● **Task requirements**
In your copy, include every line of the listing below exactly but none of the pictures.

● **Provided data**
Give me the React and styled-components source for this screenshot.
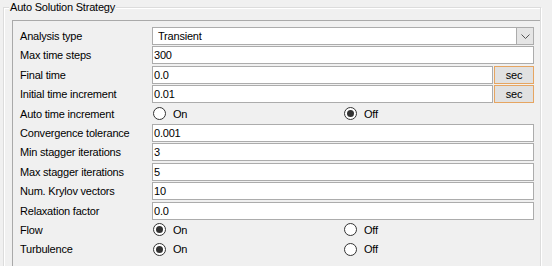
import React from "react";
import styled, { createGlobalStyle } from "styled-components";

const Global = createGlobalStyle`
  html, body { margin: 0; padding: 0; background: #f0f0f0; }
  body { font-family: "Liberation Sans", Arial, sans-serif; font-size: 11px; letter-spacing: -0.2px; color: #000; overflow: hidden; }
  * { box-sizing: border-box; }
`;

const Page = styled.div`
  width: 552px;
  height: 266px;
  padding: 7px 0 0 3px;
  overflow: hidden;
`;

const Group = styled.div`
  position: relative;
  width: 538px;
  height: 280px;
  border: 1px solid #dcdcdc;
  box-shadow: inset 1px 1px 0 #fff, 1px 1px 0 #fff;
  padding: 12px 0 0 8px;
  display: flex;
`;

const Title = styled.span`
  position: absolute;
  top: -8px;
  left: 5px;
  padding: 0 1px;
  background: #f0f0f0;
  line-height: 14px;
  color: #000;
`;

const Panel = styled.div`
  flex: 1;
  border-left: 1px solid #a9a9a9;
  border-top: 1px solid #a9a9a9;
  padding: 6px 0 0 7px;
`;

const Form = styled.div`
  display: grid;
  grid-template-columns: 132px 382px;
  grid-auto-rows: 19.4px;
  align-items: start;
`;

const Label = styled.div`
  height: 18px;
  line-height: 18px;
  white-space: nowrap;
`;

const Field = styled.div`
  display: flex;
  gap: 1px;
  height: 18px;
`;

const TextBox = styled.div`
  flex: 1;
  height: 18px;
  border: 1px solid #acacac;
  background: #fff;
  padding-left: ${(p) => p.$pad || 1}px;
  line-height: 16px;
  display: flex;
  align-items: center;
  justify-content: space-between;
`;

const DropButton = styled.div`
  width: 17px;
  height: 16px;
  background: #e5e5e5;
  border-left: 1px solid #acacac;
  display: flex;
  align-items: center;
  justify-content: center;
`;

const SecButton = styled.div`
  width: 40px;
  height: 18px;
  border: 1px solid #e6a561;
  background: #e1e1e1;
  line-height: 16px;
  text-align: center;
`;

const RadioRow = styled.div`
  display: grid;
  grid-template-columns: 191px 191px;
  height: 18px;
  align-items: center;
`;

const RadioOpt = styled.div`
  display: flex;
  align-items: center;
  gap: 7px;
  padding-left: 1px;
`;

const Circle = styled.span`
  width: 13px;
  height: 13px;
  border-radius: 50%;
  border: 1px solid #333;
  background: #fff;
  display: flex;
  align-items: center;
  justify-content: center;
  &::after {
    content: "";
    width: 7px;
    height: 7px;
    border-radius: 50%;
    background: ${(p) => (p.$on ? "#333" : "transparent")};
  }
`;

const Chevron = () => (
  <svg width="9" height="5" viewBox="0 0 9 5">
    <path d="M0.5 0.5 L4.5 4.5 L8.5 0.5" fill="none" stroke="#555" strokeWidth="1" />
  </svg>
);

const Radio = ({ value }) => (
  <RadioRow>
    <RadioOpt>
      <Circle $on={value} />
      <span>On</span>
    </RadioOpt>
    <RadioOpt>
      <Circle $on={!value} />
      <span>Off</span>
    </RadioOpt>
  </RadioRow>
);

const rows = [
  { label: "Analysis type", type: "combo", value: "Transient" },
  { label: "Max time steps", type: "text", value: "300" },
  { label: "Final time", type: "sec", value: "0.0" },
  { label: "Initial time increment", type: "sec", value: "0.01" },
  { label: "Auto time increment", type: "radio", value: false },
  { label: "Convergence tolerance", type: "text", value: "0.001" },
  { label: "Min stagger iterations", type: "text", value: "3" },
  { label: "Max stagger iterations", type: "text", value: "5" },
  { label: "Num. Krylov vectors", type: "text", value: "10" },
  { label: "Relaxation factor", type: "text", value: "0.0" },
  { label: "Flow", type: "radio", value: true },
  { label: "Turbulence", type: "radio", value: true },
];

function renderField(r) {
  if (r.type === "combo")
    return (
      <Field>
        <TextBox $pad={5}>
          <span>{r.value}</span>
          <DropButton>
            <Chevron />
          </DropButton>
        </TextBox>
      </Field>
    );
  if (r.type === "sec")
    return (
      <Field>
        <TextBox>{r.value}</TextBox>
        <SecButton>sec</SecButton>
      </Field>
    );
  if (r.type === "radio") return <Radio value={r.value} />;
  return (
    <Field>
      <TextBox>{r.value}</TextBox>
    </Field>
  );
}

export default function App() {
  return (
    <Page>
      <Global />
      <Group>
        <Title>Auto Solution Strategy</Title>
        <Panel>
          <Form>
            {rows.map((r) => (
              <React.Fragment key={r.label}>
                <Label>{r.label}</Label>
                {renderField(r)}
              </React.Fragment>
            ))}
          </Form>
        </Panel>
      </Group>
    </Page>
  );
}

● **The output**
Give me the React and styled-components source for this screenshot.
import React from "react";
import styled, { createGlobalStyle } from "styled-components";

const Global = createGlobalStyle`
  html, body { margin: 0; padding: 0; background: #f0f0f0; }
  body { font-family: "Liberation Sans", Arial, sans-serif; font-size: 11px; letter-spacing: -0.2px; color: #000; overflow: hidden; }
  * { box-sizing: border-box; }
`;

const Page = styled.div`
  width: 552px;
  height: 266px;
  padding: 7px 0 0 3px;
  overflow: hidden;
`;

const Group = styled.div`
  position: relative;
  width: 538px;
  height: 280px;
  border: 1px solid #dcdcdc;
  box-shadow: inset 1px 1px 0 #fff, 1px 1px 0 #fff;
  padding: 12px 0 0 8px;
  display: flex;
`;

const Title = styled.span`
  position: absolute;
  top: -8px;
  left: 5px;
  padding: 0 1px;
  background: #f0f0f0;
  line-height: 14px;
  color: #000;
`;

const Panel = styled.div`
  flex: 1;
  border-left: 1px solid #a9a9a9;
  border-top: 1px solid #a9a9a9;
  padding: 6px 0 0 7px;
`;

const Form = styled.div`
  display: grid;
  grid-template-columns: 132px 382px;
  grid-auto-rows: 19.4px;
  align-items: start;
`;

const Label = styled.div`
  height: 18px;
  line-height: 18px;
  white-space: nowrap;
`;

const Field = styled.div`
  display: flex;
  gap: 1px;
  height: 18px;
`;

const TextBox = styled.div`
  flex: 1;
  height: 18px;
  border: 1px solid #acacac;
  background: #fff;
  padding-left: ${(p) => p.$pad || 1}px;
  line-height: 16px;
  display: flex;
  align-items: center;
  justify-content: space-between;
`;

const DropButton = styled.div`
  width: 17px;
  height: 16px;
  background: #e5e5e5;
  border-left: 1px solid #acacac;
  display: flex;
  align-items: center;
  justify-content: center;
`;

const SecButton = styled.div`
  width: 40px;
  height: 18px;
  border: 1px solid #e6a561;
  background: #e1e1e1;
  line-height: 16px;
  text-align: center;
`;

const RadioRow = styled.div`
  display: grid;
  grid-template-columns: 191px 191px;
  height: 18px;
  align-items: center;
`;

const RadioOpt = styled.div`
  display: flex;
  align-items: center;
  gap: 7px;
  padding-left: 1px;
`;

const Circle = styled.span`
  width: 13px;
  height: 13px;
  border-radius: 50%;
  border: 1px solid #333;
  background: #fff;
  display: flex;
  align-items: center;
  justify-content: center;
  &::after {
    content: "";
    width: 7px;
    height: 7px;
    border-radius: 50%;
    background: ${(p) => (p.$on ? "#333" : "transparent")};
  }
`;

const Chevron = () => (
  <svg width="9" height="5" viewBox="0 0 9 5">
    <path d="M0.5 0.5 L4.5 4.5 L8.5 0.5" fill="none" stroke="#555" strokeWidth="1" />
  </svg>
);

const Radio = ({ value }) => (
  <RadioRow>
    <RadioOpt>
      <Circle $on={value} />
      <span>On</span>
    </RadioOpt>
    <RadioOpt>
      <Circle $on={!value} />
      <span>Off</span>
    </RadioOpt>
  </RadioRow>
);

const rows = [
  { label: "Analysis type", type: "combo", value: "Transient" },
  { label: "Max time steps", type: "text", value: "300" },
  { label: "Final time", type: "sec", value: "0.0" },
  { label: "Initial time increment", type: "sec", value: "0.01" },
  { label: "Auto time increment", type: "radio", value: false },
  { label: "Convergence tolerance", type: "text", value: "0.001" },
  { label: "Min stagger iterations", type: "text", value: "3" },
  { label: "Max stagger iterations", type: "text", value: "5" },
  { label: "Num. Krylov vectors", type: "text", value: "10" },
  { label: "Relaxation factor", type: "text", value: "0.0" },
  { label: "Flow", type: "radio", value: true },
  { label: "Turbulence", type: "radio", value: true },
];

function renderField(r) {
  if (r.type === "combo")
    return (
      <Field>
        <TextBox $pad={5}>
          <span>{r.value}</span>
          <DropButton>
            <Chevron />
          </DropButton>
        </TextBox>
      </Field>
    );
  if (r.type === "sec")
    return (
      <Field>
        <TextBox>{r.value}</TextBox>
        <SecButton>sec</SecButton>
      </Field>
    );
  if (r.type === "radio") return <Radio value={r.value} />;
  return (
    <Field>
      <TextBox>{r.value}</TextBox>
    </Field>
  );
}

export default function App() {
  return (
    <Page>
      <Global />
      <Group>
        <Title>Auto Solution Strategy</Title>
        <Panel>
          <Form>
            {rows.map((r) => (
              <React.Fragment key={r.label}>
                <Label>{r.label}</Label>
                {renderField(r)}
              </React.Fragment>
            ))}
          </Form>
        </Panel>
      </Group>
    </Page>
  );
}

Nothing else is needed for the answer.